What the task asks: Work through the data line by line, gathering every line that has the word "this".

Entries shown:
■ ■ ■ ■ ■ ■ ■

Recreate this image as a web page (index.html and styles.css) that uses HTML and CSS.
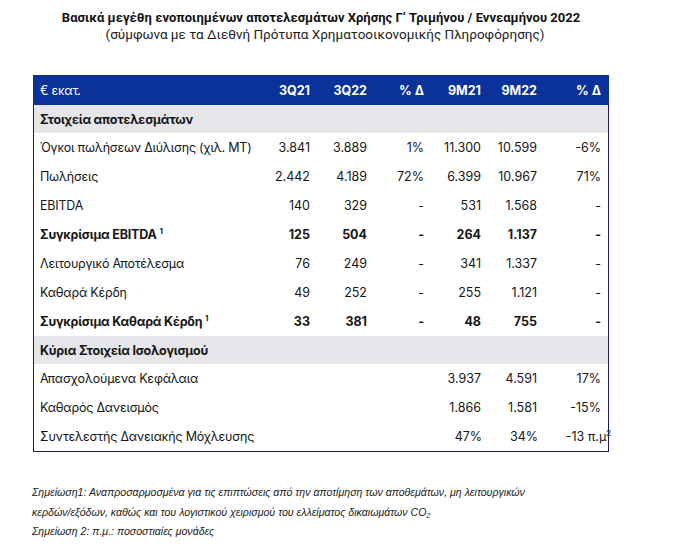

■ ■ ■ ■ ■ ■ ■

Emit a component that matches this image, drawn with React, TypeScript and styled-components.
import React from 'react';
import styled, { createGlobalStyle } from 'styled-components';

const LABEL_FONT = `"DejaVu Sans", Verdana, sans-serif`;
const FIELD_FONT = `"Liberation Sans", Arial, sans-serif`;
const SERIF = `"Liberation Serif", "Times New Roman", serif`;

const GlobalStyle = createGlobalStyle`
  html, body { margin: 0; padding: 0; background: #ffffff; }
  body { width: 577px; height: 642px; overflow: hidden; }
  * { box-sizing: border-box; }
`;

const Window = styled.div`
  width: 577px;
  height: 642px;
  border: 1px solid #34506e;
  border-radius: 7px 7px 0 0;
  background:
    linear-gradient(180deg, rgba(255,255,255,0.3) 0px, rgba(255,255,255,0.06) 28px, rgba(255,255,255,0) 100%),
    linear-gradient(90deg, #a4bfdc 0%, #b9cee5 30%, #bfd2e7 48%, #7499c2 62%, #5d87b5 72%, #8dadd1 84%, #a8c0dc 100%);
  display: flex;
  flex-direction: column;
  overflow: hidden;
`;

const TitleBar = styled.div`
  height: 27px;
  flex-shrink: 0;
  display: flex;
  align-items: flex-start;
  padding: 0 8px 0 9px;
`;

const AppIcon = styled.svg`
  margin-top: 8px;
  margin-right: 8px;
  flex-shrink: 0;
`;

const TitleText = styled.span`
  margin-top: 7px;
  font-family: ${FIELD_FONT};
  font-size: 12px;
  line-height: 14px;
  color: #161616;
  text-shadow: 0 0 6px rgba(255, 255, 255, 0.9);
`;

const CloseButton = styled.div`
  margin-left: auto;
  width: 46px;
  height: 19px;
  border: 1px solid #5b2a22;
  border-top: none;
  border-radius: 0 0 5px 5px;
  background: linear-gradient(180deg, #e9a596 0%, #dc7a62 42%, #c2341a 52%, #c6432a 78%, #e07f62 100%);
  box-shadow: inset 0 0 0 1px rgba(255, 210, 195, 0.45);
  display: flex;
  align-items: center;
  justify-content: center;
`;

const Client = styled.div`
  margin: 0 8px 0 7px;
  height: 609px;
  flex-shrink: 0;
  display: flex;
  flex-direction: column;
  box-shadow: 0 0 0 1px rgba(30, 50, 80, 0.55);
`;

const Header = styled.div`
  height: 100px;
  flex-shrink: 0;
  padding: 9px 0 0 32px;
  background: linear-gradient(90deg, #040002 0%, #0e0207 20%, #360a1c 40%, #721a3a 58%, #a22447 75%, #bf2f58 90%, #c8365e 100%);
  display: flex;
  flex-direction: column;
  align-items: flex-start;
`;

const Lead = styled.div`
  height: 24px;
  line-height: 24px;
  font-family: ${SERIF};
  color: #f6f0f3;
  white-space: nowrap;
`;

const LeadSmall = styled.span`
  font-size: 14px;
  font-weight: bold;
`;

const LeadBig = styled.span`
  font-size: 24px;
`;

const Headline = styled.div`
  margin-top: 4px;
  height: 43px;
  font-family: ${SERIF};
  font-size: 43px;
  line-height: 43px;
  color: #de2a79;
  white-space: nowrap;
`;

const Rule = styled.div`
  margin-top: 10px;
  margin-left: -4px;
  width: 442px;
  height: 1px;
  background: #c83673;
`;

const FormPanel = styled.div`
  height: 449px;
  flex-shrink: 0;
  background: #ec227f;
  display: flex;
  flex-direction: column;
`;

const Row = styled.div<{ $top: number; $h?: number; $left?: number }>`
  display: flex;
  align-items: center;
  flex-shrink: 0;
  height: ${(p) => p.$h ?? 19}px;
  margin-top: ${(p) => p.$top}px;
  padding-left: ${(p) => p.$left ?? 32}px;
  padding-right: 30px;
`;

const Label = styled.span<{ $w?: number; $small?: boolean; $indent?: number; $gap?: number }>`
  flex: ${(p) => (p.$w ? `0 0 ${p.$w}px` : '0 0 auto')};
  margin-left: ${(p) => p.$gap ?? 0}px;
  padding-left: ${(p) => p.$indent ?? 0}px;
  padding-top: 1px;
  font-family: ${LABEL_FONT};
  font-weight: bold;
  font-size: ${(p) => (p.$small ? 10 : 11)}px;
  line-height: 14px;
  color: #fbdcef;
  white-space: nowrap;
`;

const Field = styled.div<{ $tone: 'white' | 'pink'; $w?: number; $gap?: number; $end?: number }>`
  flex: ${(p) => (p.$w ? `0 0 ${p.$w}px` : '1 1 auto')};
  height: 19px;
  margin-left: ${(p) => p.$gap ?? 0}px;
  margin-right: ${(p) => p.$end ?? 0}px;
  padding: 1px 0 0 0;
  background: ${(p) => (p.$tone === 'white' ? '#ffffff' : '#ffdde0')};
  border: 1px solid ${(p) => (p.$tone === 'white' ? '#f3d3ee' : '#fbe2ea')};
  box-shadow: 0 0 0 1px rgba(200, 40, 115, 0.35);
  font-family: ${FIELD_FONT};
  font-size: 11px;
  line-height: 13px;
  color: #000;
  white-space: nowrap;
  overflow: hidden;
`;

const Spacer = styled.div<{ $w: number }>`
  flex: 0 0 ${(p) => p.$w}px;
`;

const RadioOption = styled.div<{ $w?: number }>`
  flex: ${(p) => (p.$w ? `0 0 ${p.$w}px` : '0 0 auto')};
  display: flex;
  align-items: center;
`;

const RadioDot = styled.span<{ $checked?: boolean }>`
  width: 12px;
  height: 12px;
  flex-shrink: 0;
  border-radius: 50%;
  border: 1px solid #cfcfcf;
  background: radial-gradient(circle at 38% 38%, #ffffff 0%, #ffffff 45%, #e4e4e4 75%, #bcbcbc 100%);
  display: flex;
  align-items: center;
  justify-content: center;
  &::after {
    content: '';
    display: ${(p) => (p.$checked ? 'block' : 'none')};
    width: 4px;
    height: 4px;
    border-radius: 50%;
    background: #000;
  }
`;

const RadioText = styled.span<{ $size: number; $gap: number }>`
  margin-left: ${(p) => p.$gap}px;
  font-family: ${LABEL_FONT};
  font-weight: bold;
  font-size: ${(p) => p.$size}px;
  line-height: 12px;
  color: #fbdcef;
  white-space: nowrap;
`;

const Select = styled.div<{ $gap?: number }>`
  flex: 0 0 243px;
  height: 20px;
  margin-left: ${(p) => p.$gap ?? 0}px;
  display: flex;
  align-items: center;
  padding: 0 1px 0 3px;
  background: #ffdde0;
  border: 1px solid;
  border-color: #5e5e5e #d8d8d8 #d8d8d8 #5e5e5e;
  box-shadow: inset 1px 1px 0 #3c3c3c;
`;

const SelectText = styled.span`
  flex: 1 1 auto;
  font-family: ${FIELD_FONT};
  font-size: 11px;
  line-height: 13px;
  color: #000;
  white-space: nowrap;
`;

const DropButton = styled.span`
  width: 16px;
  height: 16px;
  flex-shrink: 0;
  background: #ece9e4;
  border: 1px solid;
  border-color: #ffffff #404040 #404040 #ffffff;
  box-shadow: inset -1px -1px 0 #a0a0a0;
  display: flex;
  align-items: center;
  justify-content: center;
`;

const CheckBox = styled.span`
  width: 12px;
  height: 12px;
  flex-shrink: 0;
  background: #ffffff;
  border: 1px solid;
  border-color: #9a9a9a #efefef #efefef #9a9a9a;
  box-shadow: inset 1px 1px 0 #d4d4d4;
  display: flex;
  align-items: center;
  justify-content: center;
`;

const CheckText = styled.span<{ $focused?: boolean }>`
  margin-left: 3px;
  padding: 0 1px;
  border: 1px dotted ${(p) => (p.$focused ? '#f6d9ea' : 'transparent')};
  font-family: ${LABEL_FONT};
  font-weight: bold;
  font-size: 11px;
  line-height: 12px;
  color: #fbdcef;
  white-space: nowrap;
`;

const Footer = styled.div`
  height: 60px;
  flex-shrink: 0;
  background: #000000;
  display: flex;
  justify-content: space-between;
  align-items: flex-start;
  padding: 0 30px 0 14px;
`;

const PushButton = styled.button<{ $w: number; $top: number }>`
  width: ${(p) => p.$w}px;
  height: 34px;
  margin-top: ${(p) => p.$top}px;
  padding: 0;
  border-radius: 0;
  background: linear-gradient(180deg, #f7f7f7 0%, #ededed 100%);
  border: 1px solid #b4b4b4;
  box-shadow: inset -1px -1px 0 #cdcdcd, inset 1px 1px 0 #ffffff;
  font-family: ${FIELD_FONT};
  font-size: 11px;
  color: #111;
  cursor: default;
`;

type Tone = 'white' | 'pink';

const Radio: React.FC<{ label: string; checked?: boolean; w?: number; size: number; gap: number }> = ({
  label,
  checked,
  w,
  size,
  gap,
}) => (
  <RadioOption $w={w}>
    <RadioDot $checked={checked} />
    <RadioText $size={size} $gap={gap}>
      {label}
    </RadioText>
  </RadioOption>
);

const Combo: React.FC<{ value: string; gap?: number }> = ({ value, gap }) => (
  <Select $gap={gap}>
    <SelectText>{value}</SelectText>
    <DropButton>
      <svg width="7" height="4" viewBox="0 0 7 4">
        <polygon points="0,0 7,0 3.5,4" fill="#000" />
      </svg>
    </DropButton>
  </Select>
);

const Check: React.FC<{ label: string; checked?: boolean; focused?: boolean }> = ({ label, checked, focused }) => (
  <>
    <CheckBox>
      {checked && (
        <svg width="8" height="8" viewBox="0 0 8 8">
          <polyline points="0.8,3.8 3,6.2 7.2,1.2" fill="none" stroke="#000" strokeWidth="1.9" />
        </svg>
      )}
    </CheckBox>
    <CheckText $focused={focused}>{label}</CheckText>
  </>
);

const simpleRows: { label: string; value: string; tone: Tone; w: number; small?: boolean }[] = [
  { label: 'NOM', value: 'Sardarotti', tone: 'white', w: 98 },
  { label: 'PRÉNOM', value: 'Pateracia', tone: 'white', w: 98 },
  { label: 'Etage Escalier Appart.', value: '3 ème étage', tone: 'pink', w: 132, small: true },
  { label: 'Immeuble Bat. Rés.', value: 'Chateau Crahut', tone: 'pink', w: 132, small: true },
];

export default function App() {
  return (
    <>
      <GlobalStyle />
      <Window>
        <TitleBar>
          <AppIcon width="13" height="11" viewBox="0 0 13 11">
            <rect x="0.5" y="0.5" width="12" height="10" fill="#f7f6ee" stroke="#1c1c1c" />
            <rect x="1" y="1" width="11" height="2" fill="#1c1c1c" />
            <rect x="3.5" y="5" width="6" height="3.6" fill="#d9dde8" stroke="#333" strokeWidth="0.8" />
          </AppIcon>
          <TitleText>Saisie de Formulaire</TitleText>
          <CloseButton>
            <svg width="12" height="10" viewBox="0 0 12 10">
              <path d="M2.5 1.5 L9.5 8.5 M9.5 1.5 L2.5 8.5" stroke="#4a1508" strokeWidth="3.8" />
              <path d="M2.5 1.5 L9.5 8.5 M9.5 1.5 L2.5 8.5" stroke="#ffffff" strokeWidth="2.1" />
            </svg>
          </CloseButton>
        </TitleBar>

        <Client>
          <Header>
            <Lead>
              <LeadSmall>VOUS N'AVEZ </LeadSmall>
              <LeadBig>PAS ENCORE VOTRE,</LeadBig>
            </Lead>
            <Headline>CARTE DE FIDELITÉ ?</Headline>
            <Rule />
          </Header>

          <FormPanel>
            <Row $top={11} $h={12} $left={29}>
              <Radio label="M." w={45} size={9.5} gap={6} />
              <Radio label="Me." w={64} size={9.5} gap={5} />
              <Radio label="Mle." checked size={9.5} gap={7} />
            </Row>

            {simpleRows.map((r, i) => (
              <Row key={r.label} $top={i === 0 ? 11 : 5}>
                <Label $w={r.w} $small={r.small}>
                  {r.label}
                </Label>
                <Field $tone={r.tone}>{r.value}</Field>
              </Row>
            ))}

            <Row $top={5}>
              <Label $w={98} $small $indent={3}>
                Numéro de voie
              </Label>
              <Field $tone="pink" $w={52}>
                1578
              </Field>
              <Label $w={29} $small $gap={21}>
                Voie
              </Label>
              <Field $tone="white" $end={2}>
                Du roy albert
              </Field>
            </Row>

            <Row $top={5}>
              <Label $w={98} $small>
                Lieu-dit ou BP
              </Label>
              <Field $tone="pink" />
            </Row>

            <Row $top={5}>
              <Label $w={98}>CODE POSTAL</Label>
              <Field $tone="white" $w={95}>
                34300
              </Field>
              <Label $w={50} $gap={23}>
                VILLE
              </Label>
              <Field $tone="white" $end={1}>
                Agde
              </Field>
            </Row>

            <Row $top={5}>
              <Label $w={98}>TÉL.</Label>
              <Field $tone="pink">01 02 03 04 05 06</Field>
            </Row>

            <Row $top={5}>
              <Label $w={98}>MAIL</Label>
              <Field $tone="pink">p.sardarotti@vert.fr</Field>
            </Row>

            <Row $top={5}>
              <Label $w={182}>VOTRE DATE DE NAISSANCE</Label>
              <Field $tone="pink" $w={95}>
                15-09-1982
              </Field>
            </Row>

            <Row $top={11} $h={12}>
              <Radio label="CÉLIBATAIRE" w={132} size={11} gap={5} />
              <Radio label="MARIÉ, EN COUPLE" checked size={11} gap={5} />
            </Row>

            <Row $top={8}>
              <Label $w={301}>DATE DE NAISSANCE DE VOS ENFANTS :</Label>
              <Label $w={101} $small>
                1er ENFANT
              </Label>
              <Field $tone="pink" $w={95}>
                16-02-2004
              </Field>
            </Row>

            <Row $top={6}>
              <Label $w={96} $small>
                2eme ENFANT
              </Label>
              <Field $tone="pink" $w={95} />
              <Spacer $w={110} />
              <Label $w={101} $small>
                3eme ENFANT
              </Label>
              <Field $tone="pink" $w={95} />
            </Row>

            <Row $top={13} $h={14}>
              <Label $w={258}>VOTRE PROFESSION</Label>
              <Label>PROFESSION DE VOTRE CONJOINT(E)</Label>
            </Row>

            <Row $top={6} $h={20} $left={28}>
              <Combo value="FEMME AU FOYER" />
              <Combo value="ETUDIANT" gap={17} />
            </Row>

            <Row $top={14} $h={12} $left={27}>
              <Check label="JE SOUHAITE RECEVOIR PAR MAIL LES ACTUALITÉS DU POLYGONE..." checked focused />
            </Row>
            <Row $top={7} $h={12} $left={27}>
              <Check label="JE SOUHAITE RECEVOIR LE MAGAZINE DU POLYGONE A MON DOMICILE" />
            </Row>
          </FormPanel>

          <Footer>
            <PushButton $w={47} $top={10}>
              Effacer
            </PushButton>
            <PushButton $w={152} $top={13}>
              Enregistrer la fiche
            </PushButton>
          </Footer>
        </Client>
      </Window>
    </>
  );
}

■ ■ ■ ■ ■ ■ ■

Full solution:
Recreate this image as a web page (index.html and styles.css) that uses HTML and CSS.
Emit a component that matches this image, drawn with React, TypeScript and styled-components.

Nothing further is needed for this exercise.